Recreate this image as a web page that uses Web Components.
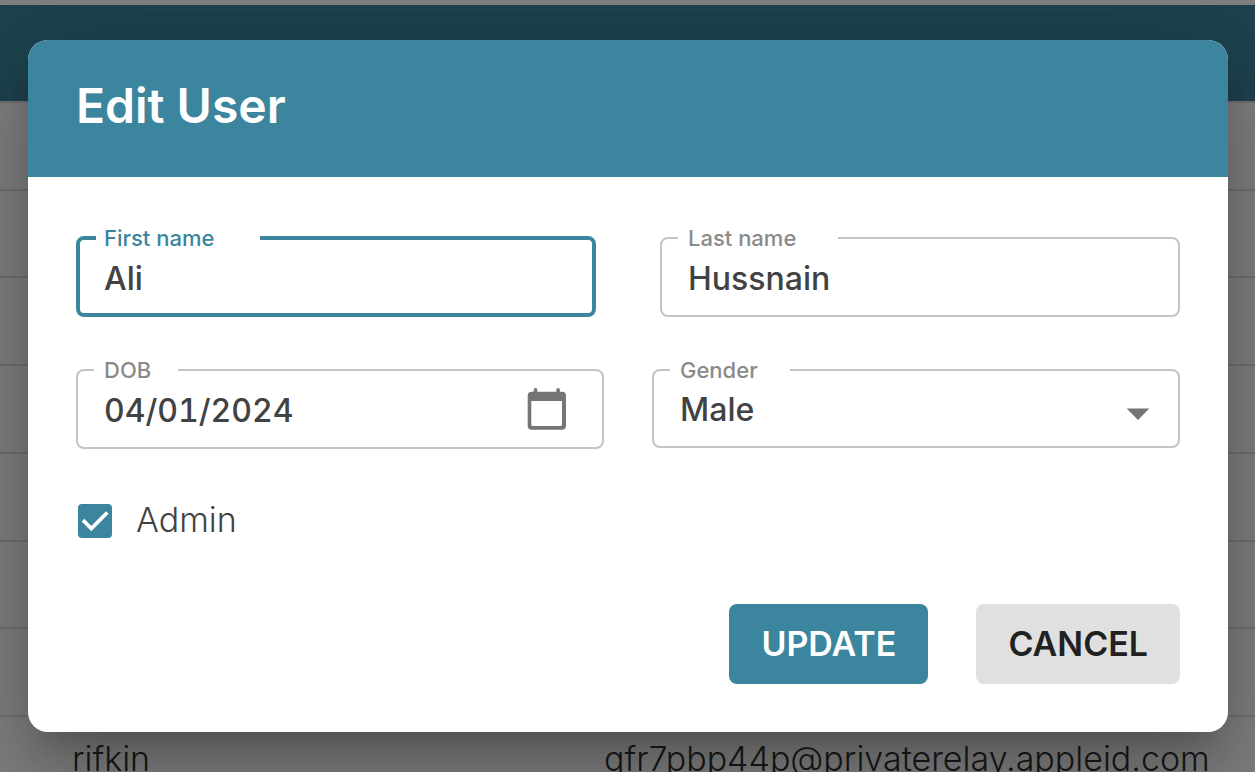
<!DOCTYPE html>
<html lang="en">
<head>
<meta charset="utf-8">
<meta name="viewport" content="width=device-width, initial-scale=1">
<title>Edit User</title>
<style>
  html, body { height: 100%; }
  body {
    margin: 0;
    overflow: hidden;
    background: #fff;
    font-family: Inter, "Open Sans", sans-serif;
    --brand: #3c859e;
    --ink: #424242;
  }
</style>
</head>
<body>
<user-admin></user-admin>

<script>
const define = (name, markup, setup) => {
  const template = document.createElement('template');
  template.innerHTML = markup;
  customElements.define(name, class extends HTMLElement {
    connectedCallback() {
      if (this.shadowRoot) return;
      const root = this.attachShadow({ mode: 'open' });
      root.append(template.content.cloneNode(true));
      if (setup) setup(this, root);
    }
  });
};

/* Users list behind the dialog */
define('user-table', `
  <style>
    :host { display: block; padding-top: 5px; }
    table { width: 100%; border-collapse: separate; border-spacing: 0; table-layout: fixed; }
    th { height: 96px; padding: 0; background: var(--brand); border-bottom: 2px solid #e0e0e0; }
    td {
      box-sizing: border-box; height: 88px; padding: 0 0 2px 72px;
      border-bottom: 2px solid #e0e0e0;
      color: #333; font-size: 34px; font-weight: 300; line-height: 40px; white-space: nowrap;
    }
    td + td { padding-left: 0; }
    tr:nth-child(4n + 2) td { height: 87px; }
    col:first-child { width: 604px; }
  </style>
  <table>
    <colgroup><col><col></colgroup>
    <thead><tr><th></th><th></th></tr></thead>
    <tbody>
      <tr><td></td><td></td></tr><tr><td></td><td></td></tr>
      <tr><td></td><td></td></tr><tr><td></td><td></td></tr>
      <tr><td></td><td></td></tr><tr><td></td><td></td></tr>
      <tr><td></td><td></td></tr>
      <tr><td>rifkin</td><td>qfr7pbp44p@privaterelay.appleid.com</td></tr>
    </tbody>
  </table>
`);

/* Outlined control with its label set into the border */
define('outlined-field', `
  <style>
    :host { display: block; min-width: 0; --line: #c4c4c4; --label: #8a8a8a; }
    :host([active]) { --line: var(--brand); --label: var(--brand); }
    fieldset {
      box-sizing: border-box; min-width: 0; height: 91px; margin: 0;
      padding: 0 26px; border: 2px solid var(--line); border-radius: 8px;
    }
    :host([type="select"]) fieldset { height: 90px; }
    :host([active]) fieldset { padding: 0 24px; border-width: 4px; }
    legend {
      box-sizing: border-box; width: var(--notch, 120px); height: 24px;
      margin-left: -10px; padding: 0 0 0 10px;
      color: var(--label); font-size: 22px; font-weight: 500; line-height: 24px;
    }
    :host([active]) legend { margin-left: -8px; padding-left: 8px; }
    .row { display: flex; align-items: center; height: 58px; }
    .stack { display: grid; flex: 1; align-items: center; min-width: 0; }
    .stack > * { grid-area: 1 / 1; }
    input, select {
      appearance: none; width: 100%; min-width: 0; height: 58px; margin: 0; padding: 0;
      border: 0; outline: 0; background: none;
      color: var(--ink); font: 500 32px/58px Inter, "Open Sans", sans-serif;
      font-variant-numeric: tabular-nums;
    }
    :host([type="select"]) .row { height: 56px; }
    select { height: 56px; line-height: 56px; }
    .arrow { justify-self: end; margin: 7px 2px 0 0; pointer-events: none; }
  </style>
  <fieldset>
    <legend><label for="control"></label></legend>
    <div class="row"><div class="stack"></div><slot name="end"></slot></div>
  </fieldset>
`, (host, root) => {
  const label = host.getAttribute('label');
  const value = host.getAttribute('value');
  root.querySelector('label').textContent = label;
  const stack = root.querySelector('.stack');
  if (host.getAttribute('type') === 'select') {
    stack.innerHTML = `
      <select id="control"></select>
      <svg class="arrow" width="24" height="12" viewBox="0 0 24 12" aria-hidden="true"><path d="M.7.5h22.6L12 12z" fill="#757575"/></svg>`;
    stack.querySelector('select').add(new Option(value, value, true, true));
  } else {
    stack.innerHTML = '<input id="control" type="text">';
    stack.querySelector('input').value = value;
  }
});

define('check-field', `
  <style>
    :host { display: block; }
    label { display: inline-flex; align-items: center; gap: 24px; height: 46px; padding-left: 2px; color: var(--ink); font-size: 34px; font-weight: 300; line-height: 42px; }
    .box { display: grid; margin-top: 2px; }
    .box > * { grid-area: 1 / 1; }
    input { appearance: none; width: 34px; height: 34px; margin: 0; border: 2px solid #757575; border-radius: 4px; }
    input:checked { border-color: var(--brand); background: var(--brand); }
    svg { pointer-events: none; visibility: hidden; }
    input:checked + svg { visibility: visible; }
  </style>
  <label>
    <span class="box">
      <input type="checkbox" checked>
      <svg width="34" height="34" viewBox="0 0 34 34" aria-hidden="true"><path d="M5 16.2l8.3 8.3L29.3 8.5" fill="none" stroke="#fff" stroke-width="3.8"/></svg>
    </span>
    <span><slot></slot></span>
  </label>
`);

define('action-button', `
  <style>
    :host { display: block; }
    button {
      height: 80px; margin: 0; padding: 0 32px; border: 0; border-radius: 8px;
      background: #e0e0e0; color: #212121;
      font: 600 34px/40px Inter, "Open Sans", sans-serif; cursor: pointer;
    }
    :host([primary]) button { background: var(--brand); color: #fff; }
  </style>
  <button type="button"><slot></slot></button>
`);

define('modal-dialog', `
  <style>
    :host {
      position: absolute; inset: 0; box-sizing: border-box; padding: 40px 27px 40px 28px;
      display: flex; justify-content: center; align-items: center; background: rgba(0, 0, 0, .5);
    }
    section {
      width: 100%; max-width: 1200px; border-radius: 20px; overflow: hidden; background: #fff;
      box-shadow: 0 22px 30px -14px rgba(0,0,0,.2), 0 48px 76px 6px rgba(0,0,0,.14), 0 18px 92px 16px rgba(0,0,0,.12);
    }
    header { padding: 38px 48px 43px; background: var(--brand); color: #fff; }
    h2 { margin: 0; font-size: 48px; font-weight: 600; line-height: 56px; }
    .body { padding: 49px 48px 48px; }
  </style>
  <section role="dialog" aria-modal="true" aria-labelledby="title">
    <header><h2 id="title"><slot name="title"></slot></h2></header>
    <div class="body"><slot></slot></div>
  </section>
`);

define('user-admin', `
  <style>
    :host { display: block; position: relative; height: 100%; min-height: 700px; overflow: hidden; }
    form { display: block; }
    .pair { display: grid; grid-template-columns: 1fr 1fr; align-items: start; gap: 64px; }
    .pair + .pair { gap: 48px; margin-top: 41px; }
    .first { --notch: 164px; }
    .last { --notch: 160px; }
    .dob { --notch: 84px; }
    .gender { --notch: 120px; }
    .picker { display: grid; margin: 0 9px 4px 0; padding: 0; border: 0; background: none; cursor: pointer; }
    check-field { margin-top: 48px; }
    .actions { display: flex; justify-content: flex-end; gap: 48px; margin-top: 61px; }
  </style>
  <user-table></user-table>
  <modal-dialog>
    <span slot="title">Edit User</span>
    <form>
      <div class="pair">
        <outlined-field class="first" label="First name" value="Ali" active></outlined-field>
        <outlined-field class="last" label="Last name" value="Hussnain"></outlined-field>
      </div>
      <div class="pair">
        <outlined-field class="dob" label="DOB" value="04/01/2024">
          <button class="picker" slot="end" type="button" aria-label="Choose date">
            <svg width="40" height="42" viewBox="0 0 40 42" aria-hidden="true">
              <path fill="#757575" fill-rule="evenodd" d="M6.7 3.7V1.8a1.8 1.8 0 0 1 3.6 0v1.9h19V1.8a1.8 1.8 0 0 1 3.6 0v1.9H35a4 4 0 0 1 4 4v30a4 4 0 0 1-4 4H4.7a4 4 0 0 1-4-4v-30a4 4 0 0 1 4-4zM4.3 13v23.5A1.5 1.5 0 0 0 5.8 38h27.7a1.5 1.5 0 0 0 1.5-1.5V13z"/>
            </svg>
          </button>
        </outlined-field>
        <outlined-field class="gender" type="select" label="Gender" value="Male"></outlined-field>
      </div>
      <check-field>Admin</check-field>
      <div class="actions">
        <action-button primary>UPDATE</action-button>
        <action-button>CANCEL</action-button>
      </div>
    </form>
  </modal-dialog>
`);
</script>
</body>
</html>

------------------------------------

TASK TO CARRY OUT - Only lines belong in the copy: transcribe those from the start of the data through the line that contains "<user-admin></user-admin>", and skip the pictures.

ANSWER TO THIS PROBLEM -
Recreate this image as a web page that uses Web Components.
<!DOCTYPE html>
<html lang="en">
<head>
<meta charset="utf-8">
<meta name="viewport" content="width=device-width, initial-scale=1">
<title>Edit User</title>
<style>
  html, body { height: 100%; }
  body {
    margin: 0;
    overflow: hidden;
    background: #fff;
    font-family: Inter, "Open Sans", sans-serif;
    --brand: #3c859e;
    --ink: #424242;
  }
</style>
</head>
<body>
<user-admin></user-admin>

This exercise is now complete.